Data segment

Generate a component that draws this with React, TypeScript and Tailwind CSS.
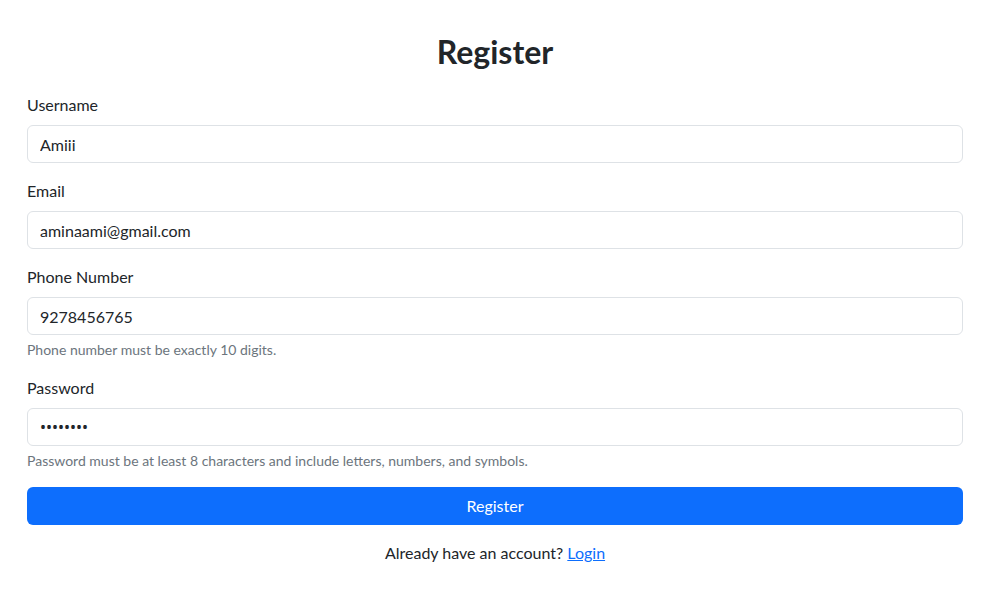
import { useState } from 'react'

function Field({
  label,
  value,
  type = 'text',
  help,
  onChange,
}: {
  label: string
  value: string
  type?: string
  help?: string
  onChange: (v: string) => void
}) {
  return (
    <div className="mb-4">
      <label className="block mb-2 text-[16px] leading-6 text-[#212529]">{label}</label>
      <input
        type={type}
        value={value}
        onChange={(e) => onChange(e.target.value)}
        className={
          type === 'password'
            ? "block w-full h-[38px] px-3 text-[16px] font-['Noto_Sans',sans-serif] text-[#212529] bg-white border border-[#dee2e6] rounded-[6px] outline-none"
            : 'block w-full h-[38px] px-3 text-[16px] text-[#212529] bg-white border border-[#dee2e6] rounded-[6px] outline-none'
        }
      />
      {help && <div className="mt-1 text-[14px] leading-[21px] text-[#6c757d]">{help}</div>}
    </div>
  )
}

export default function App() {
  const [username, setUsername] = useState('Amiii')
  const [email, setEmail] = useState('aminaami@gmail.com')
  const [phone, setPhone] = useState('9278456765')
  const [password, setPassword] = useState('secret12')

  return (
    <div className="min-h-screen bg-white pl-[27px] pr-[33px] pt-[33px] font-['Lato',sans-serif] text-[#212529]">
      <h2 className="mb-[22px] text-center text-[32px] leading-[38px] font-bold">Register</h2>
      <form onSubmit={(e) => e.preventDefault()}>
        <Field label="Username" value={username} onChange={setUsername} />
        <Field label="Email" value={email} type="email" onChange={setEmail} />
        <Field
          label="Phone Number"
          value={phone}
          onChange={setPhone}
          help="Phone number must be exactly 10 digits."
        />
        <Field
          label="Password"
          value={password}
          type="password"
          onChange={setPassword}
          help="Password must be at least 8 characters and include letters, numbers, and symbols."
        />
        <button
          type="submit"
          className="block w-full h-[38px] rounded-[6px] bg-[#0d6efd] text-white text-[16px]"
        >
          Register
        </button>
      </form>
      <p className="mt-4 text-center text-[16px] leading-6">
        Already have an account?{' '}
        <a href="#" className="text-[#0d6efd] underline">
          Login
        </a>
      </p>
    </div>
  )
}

Exercise requirements
Return the listing above unchanged, apart from dropping its pictures.

Task answer
Generate a component that draws this with React, TypeScript and Tailwind CSS.
import { useState } from 'react'

function Field({
  label,
  value,
  type = 'text',
  help,
  onChange,
}: {
  label: string
  value: string
  type?: string
  help?: string
  onChange: (v: string) => void
}) {
  return (
    <div className="mb-4">
      <label className="block mb-2 text-[16px] leading-6 text-[#212529]">{label}</label>
      <input
        type={type}
        value={value}
        onChange={(e) => onChange(e.target.value)}
        className={
          type === 'password'
            ? "block w-full h-[38px] px-3 text-[16px] font-['Noto_Sans',sans-serif] text-[#212529] bg-white border border-[#dee2e6] rounded-[6px] outline-none"
            : 'block w-full h-[38px] px-3 text-[16px] text-[#212529] bg-white border border-[#dee2e6] rounded-[6px] outline-none'
        }
      />
      {help && <div className="mt-1 text-[14px] leading-[21px] text-[#6c757d]">{help}</div>}
    </div>
  )
}

export default function App() {
  const [username, setUsername] = useState('Amiii')
  const [email, setEmail] = useState('aminaami@gmail.com')
  const [phone, setPhone] = useState('9278456765')
  const [password, setPassword] = useState('secret12')

  return (
    <div className="min-h-screen bg-white pl-[27px] pr-[33px] pt-[33px] font-['Lato',sans-serif] text-[#212529]">
      <h2 className="mb-[22px] text-center text-[32px] leading-[38px] font-bold">Register</h2>
      <form onSubmit={(e) => e.preventDefault()}>
        <Field label="Username" value={username} onChange={setUsername} />
        <Field label="Email" value={email} type="email" onChange={setEmail} />
        <Field
          label="Phone Number"
          value={phone}
          onChange={setPhone}
          help="Phone number must be exactly 10 digits."
        />
        <Field
          label="Password"
          value={password}
          type="password"
          onChange={setPassword}
          help="Password must be at least 8 characters and include letters, numbers, and symbols."
        />
        <button
          type="submit"
          className="block w-full h-[38px] rounded-[6px] bg-[#0d6efd] text-white text-[16px]"
        >
          Register
        </button>
      </form>
      <p className="mt-4 text-center text-[16px] leading-6">
        Already have an account?{' '}
        <a href="#" className="text-[#0d6efd] underline">
          Login
        </a>
      </p>
    </div>
  )
}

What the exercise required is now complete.